Despite the difficulties Maggenti faced in trying to complete Puccini for Beginners, she never thought about attempting another story over those 10 years. “If I could have thought of something that Ben Affleck could have played, maybe my life would have been different, but it just didn’t come naturally,” she says. “I kind of stumbled my way through. I’ve been very lucky that I’ve been able to work — that part has been good — but it’s definitely been tough not to be a director all the time.”
Being a TV writer has helped Maggenti to continue broadening her horizons while overcoming another obstacle, however. “I had worked by myself for 10 years and then suddenly I was in a room with all these other people,” she recalls. “After the first six months of being called into the principal’s office over and over again for everything that I was doing wrong, I ultimately came to love it, and I loved my colleagues. I couldn’t believe that I was getting paid to be in a room with all these smart people! It was like Smith College, NYU graduate film school, ACT UP and my dinner parties all combined. But from a lifestyle point of view, I couldn’t stand it. I didn’t like the idea that we had to work Monday through Friday every day in an office for 11 straight months. It was like a real job — I hated that. I gave it all up to make Puccini, but now I’m back living in Los Angeles. I don’t know if that says more about me or the business, but I will say I feel I can have a freer, more bohemian life here in Los Angeles than I can in New York, ironically.”

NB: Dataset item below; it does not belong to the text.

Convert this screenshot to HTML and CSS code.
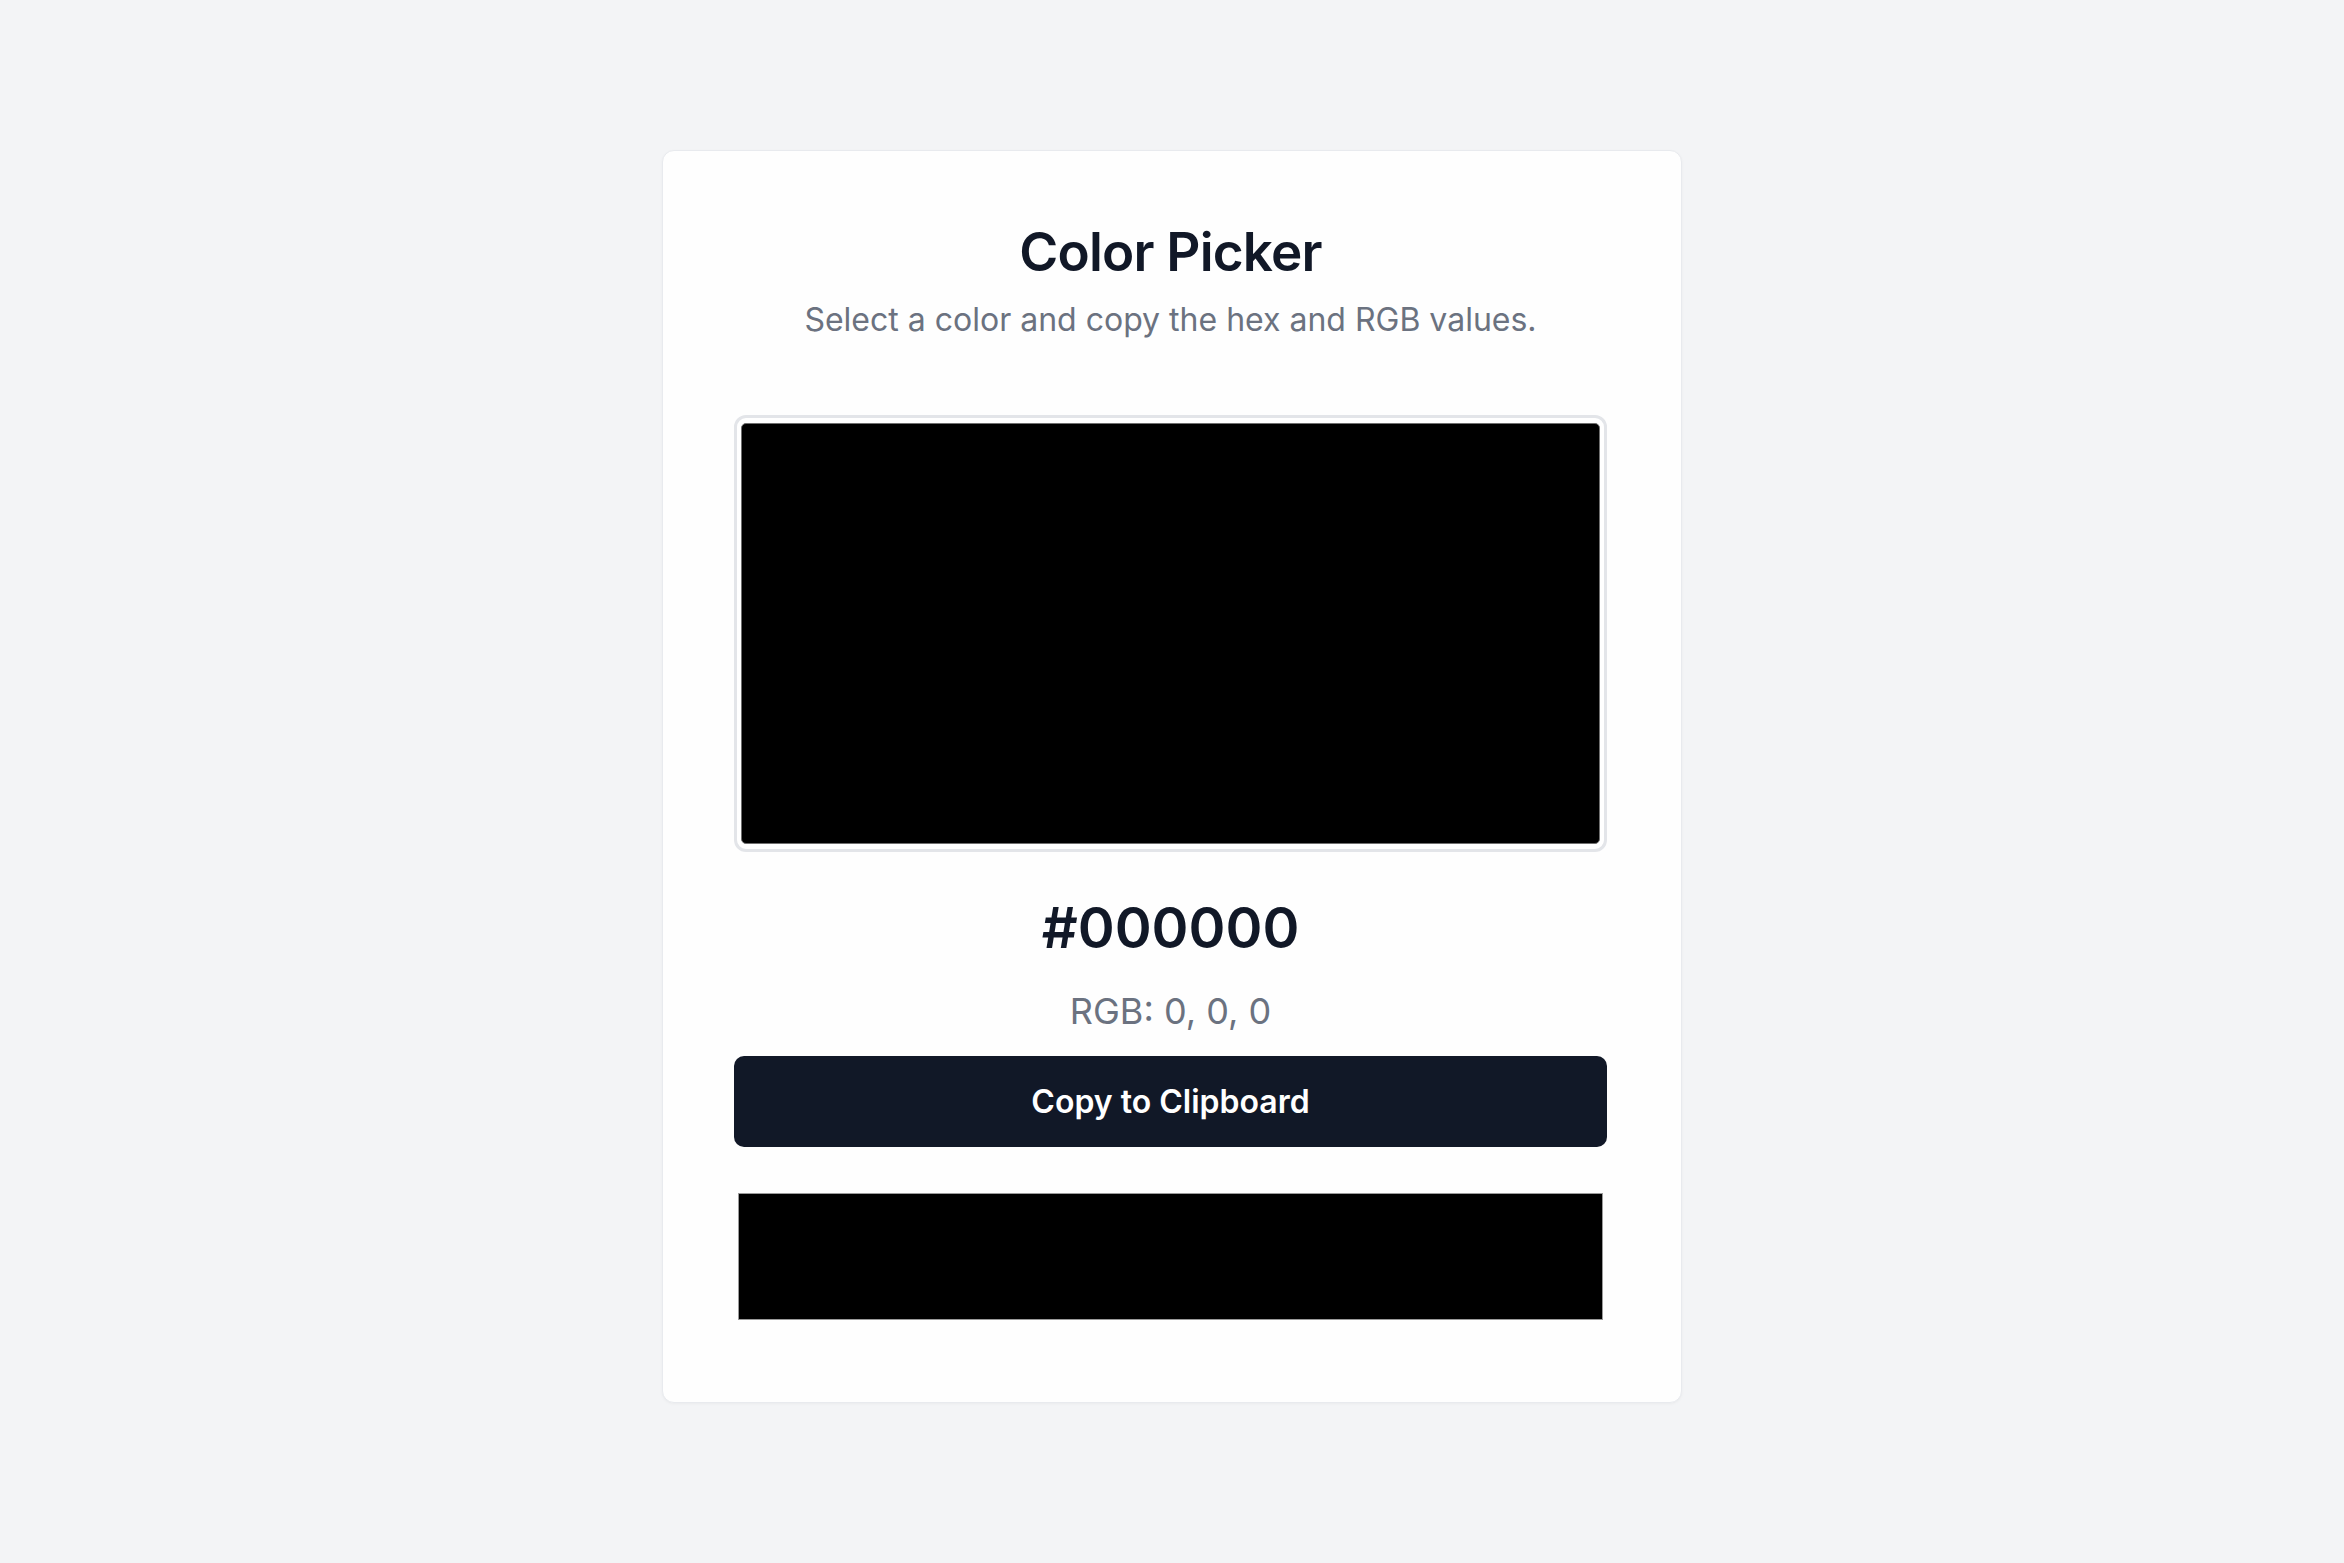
FILE: index.html
```html
<!DOCTYPE html>
<html lang="en">
<head>
<meta charset="utf-8">
<title>Color Picker</title>
<link rel="stylesheet" href="styles.css">
</head>
<body>
<main class="card">
  <h1 class="title">Color Picker</h1>
  <p class="subtitle">Select a color and copy the hex and RGB values.</p>
  <div class="picker">
    <div class="picker-swatch"></div>
  </div>
  <div class="hex">#000000</div>
  <div class="rgb">RGB: 0, 0, 0</div>
  <button class="copy-btn" type="button">Copy to Clipboard</button>
  <div class="preview"></div>
</main>
</body>
</html>
```

FILE: styles.css
```css
* { box-sizing: border-box; }

html, body {
  margin: 0;
  padding: 0;
}

body {
  background: #f3f4f6;
  font-family: Inter, "Noto Sans", "Liberation Sans", sans-serif;
  min-height: 100vh;
  display: flex;
  justify-content: center;
  align-items: flex-start;
  padding-top: 150px;
}

.card {
  width: 1020px;
  background: #fefefe;
  border: 1px solid #e8eaee;
  border-radius: 12px;
  box-shadow: 0 1px 3px rgba(0, 0, 0, 0.04);
  padding: 71px 74px 82px 71px;
  display: flex;
  flex-direction: column;
  align-items: stretch;
  text-align: center;
}

.title {
  margin: 0;
  font-size: 53px;
  line-height: 60px;
  font-weight: 600;
  color: #111827;
  letter-spacing: -0.015em;
}

.subtitle {
  margin: 16px 0 0;
  font-size: 32px;
  line-height: 44px;
  color: #6b7280;
}

.picker {
  margin-top: 73px;
  height: 437px;
  border: 3px solid #e3e5e9;
  border-radius: 12px;
  padding: 5px 4px;
  background: #ffffff;
}

.picker-swatch {
  width: 100%;
  height: 100%;
  background: #000000;
  border: 1px solid #6f6f6f;
  border-radius: 5px;
}

.hex {
  margin-top: 44px;
  font-size: 56px;
  line-height: 65px;
  font-weight: 600;
  color: #111827;
}

.rgb {
  margin-top: 26px;
  font-size: 36px;
  line-height: 49px;
  color: #6b7280;
}

.copy-btn {
  margin-top: 20px;
  height: 91px;
  border: none;
  border-radius: 10px;
  background: #111827;
  color: #ffffff;
  font-family: inherit;
  font-size: 32px;
  font-weight: 600;
  cursor: pointer;
}

.preview {
  margin: 46px 4px 0;
  height: 127px;
  background: #000000;
  border: 1px solid #9a9a9a;
}
```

Speaking of independence, the opportunity to work with InDigEnt on Puccini for Beginners was a huge bonus for Maggenti, especially given the fact that the production company is being shut down this year. “The thing about their setup is you’re given such extraordinary freedom,” she says. “You don’t have a lot in terms of financial resources, but I felt like I had everything I needed, and that’s every filmmaker’s dream. No one was over my shoulder; my editor and I were the ones who did the four rough-cut screenings to get the film where it needed to be. I wasn’t forced into that. I was given extraordinary support, and I was deeply appreciative — it was a great experience.”